_WHAT IS EXPECTED_. Copy out all of the material, matching it word for word.

..........

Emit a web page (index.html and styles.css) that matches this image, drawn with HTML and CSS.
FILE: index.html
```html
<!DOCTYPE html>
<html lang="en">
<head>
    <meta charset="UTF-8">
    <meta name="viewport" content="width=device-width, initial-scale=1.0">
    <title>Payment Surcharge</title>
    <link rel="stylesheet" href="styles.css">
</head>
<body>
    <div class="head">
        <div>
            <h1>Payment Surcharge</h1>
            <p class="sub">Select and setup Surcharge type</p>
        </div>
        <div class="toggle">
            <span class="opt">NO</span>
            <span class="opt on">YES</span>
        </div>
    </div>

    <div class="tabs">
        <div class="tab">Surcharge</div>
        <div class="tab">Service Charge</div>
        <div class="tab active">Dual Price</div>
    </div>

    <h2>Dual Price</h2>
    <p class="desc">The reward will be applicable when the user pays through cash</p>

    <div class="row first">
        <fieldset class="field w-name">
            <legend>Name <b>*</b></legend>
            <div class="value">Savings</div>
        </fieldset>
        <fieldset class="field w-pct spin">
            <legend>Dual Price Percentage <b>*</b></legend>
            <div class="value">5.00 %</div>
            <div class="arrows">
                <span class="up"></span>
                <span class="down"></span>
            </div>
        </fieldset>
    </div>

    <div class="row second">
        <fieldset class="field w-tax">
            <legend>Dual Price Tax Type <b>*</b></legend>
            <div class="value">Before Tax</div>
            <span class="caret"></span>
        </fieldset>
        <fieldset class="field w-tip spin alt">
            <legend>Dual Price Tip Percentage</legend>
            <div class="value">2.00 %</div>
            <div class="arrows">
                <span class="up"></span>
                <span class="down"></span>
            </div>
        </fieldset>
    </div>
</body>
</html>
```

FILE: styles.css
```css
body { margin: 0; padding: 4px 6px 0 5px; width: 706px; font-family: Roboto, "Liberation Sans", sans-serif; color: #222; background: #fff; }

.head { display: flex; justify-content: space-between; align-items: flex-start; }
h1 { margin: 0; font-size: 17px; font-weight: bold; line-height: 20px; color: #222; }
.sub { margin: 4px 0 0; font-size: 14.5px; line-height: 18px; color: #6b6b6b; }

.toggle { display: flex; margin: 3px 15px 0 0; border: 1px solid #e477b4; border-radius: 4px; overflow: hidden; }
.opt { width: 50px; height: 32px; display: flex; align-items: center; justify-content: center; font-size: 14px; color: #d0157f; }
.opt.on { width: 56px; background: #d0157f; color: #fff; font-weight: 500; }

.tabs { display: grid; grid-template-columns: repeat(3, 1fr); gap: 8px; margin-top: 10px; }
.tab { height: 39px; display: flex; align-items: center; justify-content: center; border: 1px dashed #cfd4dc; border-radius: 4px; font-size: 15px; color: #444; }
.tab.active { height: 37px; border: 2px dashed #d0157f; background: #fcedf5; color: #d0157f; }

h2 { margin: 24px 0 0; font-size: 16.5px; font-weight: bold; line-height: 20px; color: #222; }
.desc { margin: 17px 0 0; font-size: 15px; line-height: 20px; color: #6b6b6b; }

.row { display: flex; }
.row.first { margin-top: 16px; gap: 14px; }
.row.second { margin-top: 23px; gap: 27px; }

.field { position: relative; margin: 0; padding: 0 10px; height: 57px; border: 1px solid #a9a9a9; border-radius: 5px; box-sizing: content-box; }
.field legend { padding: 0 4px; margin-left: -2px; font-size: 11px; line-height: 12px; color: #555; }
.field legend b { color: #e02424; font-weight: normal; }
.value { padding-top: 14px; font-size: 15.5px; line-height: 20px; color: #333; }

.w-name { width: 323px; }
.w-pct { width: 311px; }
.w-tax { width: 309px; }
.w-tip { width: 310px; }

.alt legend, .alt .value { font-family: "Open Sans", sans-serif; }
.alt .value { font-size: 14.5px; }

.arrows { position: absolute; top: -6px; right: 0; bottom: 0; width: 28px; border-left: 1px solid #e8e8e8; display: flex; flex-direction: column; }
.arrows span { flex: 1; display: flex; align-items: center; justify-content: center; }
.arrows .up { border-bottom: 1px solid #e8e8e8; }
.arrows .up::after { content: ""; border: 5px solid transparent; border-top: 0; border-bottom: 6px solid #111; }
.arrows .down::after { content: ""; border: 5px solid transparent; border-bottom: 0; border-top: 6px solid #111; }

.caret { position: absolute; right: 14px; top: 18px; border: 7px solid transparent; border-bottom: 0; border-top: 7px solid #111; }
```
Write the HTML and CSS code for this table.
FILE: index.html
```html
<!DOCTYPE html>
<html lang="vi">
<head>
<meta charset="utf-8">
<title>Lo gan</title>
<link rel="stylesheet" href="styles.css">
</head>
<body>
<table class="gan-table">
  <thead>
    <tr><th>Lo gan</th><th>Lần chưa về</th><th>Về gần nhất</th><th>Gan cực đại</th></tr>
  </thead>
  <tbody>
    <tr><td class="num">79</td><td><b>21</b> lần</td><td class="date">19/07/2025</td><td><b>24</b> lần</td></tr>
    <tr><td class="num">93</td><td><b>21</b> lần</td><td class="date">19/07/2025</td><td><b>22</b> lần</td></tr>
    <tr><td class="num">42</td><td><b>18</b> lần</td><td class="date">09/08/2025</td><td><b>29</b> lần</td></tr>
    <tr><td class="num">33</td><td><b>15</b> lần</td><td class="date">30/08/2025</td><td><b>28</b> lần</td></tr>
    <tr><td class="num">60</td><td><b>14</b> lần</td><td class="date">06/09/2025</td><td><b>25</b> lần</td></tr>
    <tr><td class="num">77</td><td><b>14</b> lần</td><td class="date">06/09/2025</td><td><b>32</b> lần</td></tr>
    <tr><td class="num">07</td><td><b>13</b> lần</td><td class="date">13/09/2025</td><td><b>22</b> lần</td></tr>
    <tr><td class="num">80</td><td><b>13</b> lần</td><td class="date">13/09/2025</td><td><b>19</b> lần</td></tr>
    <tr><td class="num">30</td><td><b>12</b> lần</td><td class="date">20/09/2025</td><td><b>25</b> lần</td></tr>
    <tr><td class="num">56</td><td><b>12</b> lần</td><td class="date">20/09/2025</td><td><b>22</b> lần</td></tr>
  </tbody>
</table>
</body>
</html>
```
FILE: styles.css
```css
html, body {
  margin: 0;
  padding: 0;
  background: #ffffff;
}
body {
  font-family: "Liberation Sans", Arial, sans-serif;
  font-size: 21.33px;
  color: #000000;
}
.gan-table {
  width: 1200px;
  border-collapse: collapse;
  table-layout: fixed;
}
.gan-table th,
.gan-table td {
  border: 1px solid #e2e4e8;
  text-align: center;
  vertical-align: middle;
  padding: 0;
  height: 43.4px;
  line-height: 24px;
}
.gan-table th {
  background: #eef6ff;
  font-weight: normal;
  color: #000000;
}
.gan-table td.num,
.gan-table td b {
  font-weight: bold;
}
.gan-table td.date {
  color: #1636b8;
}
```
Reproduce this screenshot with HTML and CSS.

..........

_FINISHED TASK_.
Emit a web page (index.html and styles.css) that matches this image, drawn with HTML and CSS.
FILE: index.html
```html
<!DOCTYPE html>
<html lang="en">
<head>
    <meta charset="UTF-8">
    <meta name="viewport" content="width=device-width, initial-scale=1.0">
    <title>Payment Surcharge</title>
    <link rel="stylesheet" href="styles.css">
</head>
<body>
    <div class="head">
        <div>
            <h1>Payment Surcharge</h1>
            <p class="sub">Select and setup Surcharge type</p>
        </div>
        <div class="toggle">
            <span class="opt">NO</span>
            <span class="opt on">YES</span>
        </div>
    </div>

    <div class="tabs">
        <div class="tab">Surcharge</div>
        <div class="tab">Service Charge</div>
        <div class="tab active">Dual Price</div>
    </div>

    <h2>Dual Price</h2>
    <p class="desc">The reward will be applicable when the user pays through cash</p>

    <div class="row first">
        <fieldset class="field w-name">
            <legend>Name <b>*</b></legend>
            <div class="value">Savings</div>
        </fieldset>
        <fieldset class="field w-pct spin">
            <legend>Dual Price Percentage <b>*</b></legend>
            <div class="value">5.00 %</div>
            <div class="arrows">
                <span class="up"></span>
                <span class="down"></span>
            </div>
        </fieldset>
    </div>

    <div class="row second">
        <fieldset class="field w-tax">
            <legend>Dual Price Tax Type <b>*</b></legend>
            <div class="value">Before Tax</div>
            <span class="caret"></span>
        </fieldset>
        <fieldset class="field w-tip spin alt">
            <legend>Dual Price Tip Percentage</legend>
            <div class="value">2.00 %</div>
            <div class="arrows">
                <span class="up"></span>
                <span class="down"></span>
            </div>
        </fieldset>
    </div>
</body>
</html>
```

FILE: styles.css
```css
body { margin: 0; padding: 4px 6px 0 5px; width: 706px; font-family: Roboto, "Liberation Sans", sans-serif; color: #222; background: #fff; }

.head { display: flex; justify-content: space-between; align-items: flex-start; }
h1 { margin: 0; font-size: 17px; font-weight: bold; line-height: 20px; color: #222; }
.sub { margin: 4px 0 0; font-size: 14.5px; line-height: 18px; color: #6b6b6b; }

.toggle { display: flex; margin: 3px 15px 0 0; border: 1px solid #e477b4; border-radius: 4px; overflow: hidden; }
.opt { width: 50px; height: 32px; display: flex; align-items: center; justify-content: center; font-size: 14px; color: #d0157f; }
.opt.on { width: 56px; background: #d0157f; color: #fff; font-weight: 500; }

.tabs { display: grid; grid-template-columns: repeat(3, 1fr); gap: 8px; margin-top: 10px; }
.tab { height: 39px; display: flex; align-items: center; justify-content: center; border: 1px dashed #cfd4dc; border-radius: 4px; font-size: 15px; color: #444; }
.tab.active { height: 37px; border: 2px dashed #d0157f; background: #fcedf5; color: #d0157f; }

h2 { margin: 24px 0 0; font-size: 16.5px; font-weight: bold; line-height: 20px; color: #222; }
.desc { margin: 17px 0 0; font-size: 15px; line-height: 20px; color: #6b6b6b; }

.row { display: flex; }
.row.first { margin-top: 16px; gap: 14px; }
.row.second { margin-top: 23px; gap: 27px; }

.field { position: relative; margin: 0; padding: 0 10px; height: 57px; border: 1px solid #a9a9a9; border-radius: 5px; box-sizing: content-box; }
.field legend { padding: 0 4px; margin-left: -2px; font-size: 11px; line-height: 12px; color: #555; }
.field legend b { color: #e02424; font-weight: normal; }
.value { padding-top: 14px; font-size: 15.5px; line-height: 20px; color: #333; }

.w-name { width: 323px; }
.w-pct { width: 311px; }
.w-tax { width: 309px; }
.w-tip { width: 310px; }

.alt legend, .alt .value { font-family: "Open Sans", sans-serif; }
.alt .value { font-size: 14.5px; }

.arrows { position: absolute; top: -6px; right: 0; bottom: 0; width: 28px; border-left: 1px solid #e8e8e8; display: flex; flex-direction: column; }
.arrows span { flex: 1; display: flex; align-items: center; justify-content: center; }
.arrows .up { border-bottom: 1px solid #e8e8e8; }
.arrows .up::after { content: ""; border: 5px solid transparent; border-top: 0; border-bottom: 6px solid #111; }
.arrows .down::after { content: ""; border: 5px solid transparent; border-bottom: 0; border-top: 6px solid #111; }

.caret { position: absolute; right: 14px; top: 18px; border: 7px solid transparent; border-bottom: 0; border-top: 7px solid #111; }
```
Write the HTML and CSS code for this table.
FILE: index.html
```html
<!DOCTYPE html>
<html lang="vi">
<head>
<meta charset="utf-8">
<title>Lo gan</title>
<link rel="stylesheet" href="styles.css">
</head>
<body>
<table class="gan-table">
  <thead>
    <tr><th>Lo gan</th><th>Lần chưa về</th><th>Về gần nhất</th><th>Gan cực đại</th></tr>
  </thead>
  <tbody>
    <tr><td class="num">79</td><td><b>21</b> lần</td><td class="date">19/07/2025</td><td><b>24</b> lần</td></tr>
    <tr><td class="num">93</td><td><b>21</b> lần</td><td class="date">19/07/2025</td><td><b>22</b> lần</td></tr>
    <tr><td class="num">42</td><td><b>18</b> lần</td><td class="date">09/08/2025</td><td><b>29</b> lần</td></tr>
    <tr><td class="num">33</td><td><b>15</b> lần</td><td class="date">30/08/2025</td><td><b>28</b> lần</td></tr>
    <tr><td class="num">60</td><td><b>14</b> lần</td><td class="date">06/09/2025</td><td><b>25</b> lần</td></tr>
    <tr><td class="num">77</td><td><b>14</b> lần</td><td class="date">06/09/2025</td><td><b>32</b> lần</td></tr>
    <tr><td class="num">07</td><td><b>13</b> lần</td><td class="date">13/09/2025</td><td><b>22</b> lần</td></tr>
    <tr><td class="num">80</td><td><b>13</b> lần</td><td class="date">13/09/2025</td><td><b>19</b> lần</td></tr>
    <tr><td class="num">30</td><td><b>12</b> lần</td><td class="date">20/09/2025</td><td><b>25</b> lần</td></tr>
    <tr><td class="num">56</td><td><b>12</b> lần</td><td class="date">20/09/2025</td><td><b>22</b> lần</td></tr>
  </tbody>
</table>
</body>
</html>
```
FILE: styles.css
```css
html, body {
  margin: 0;
  padding: 0;
  background: #ffffff;
}
body {
  font-family: "Liberation Sans", Arial, sans-serif;
  font-size: 21.33px;
  color: #000000;
}
.gan-table {
  width: 1200px;
  border-collapse: collapse;
  table-layout: fixed;
}
.gan-table th,
.gan-table td {
  border: 1px solid #e2e4e8;
  text-align: center;
  vertical-align: middle;
  padding: 0;
  height: 43.4px;
  line-height: 24px;
}
.gan-table th {
  background: #eef6ff;
  font-weight: normal;
  color: #000000;
}
.gan-table td.num,
.gan-table td b {
  font-weight: bold;
}
.gan-table td.date {
  color: #1636b8;
}
```
Reproduce this screenshot with HTML and CSS.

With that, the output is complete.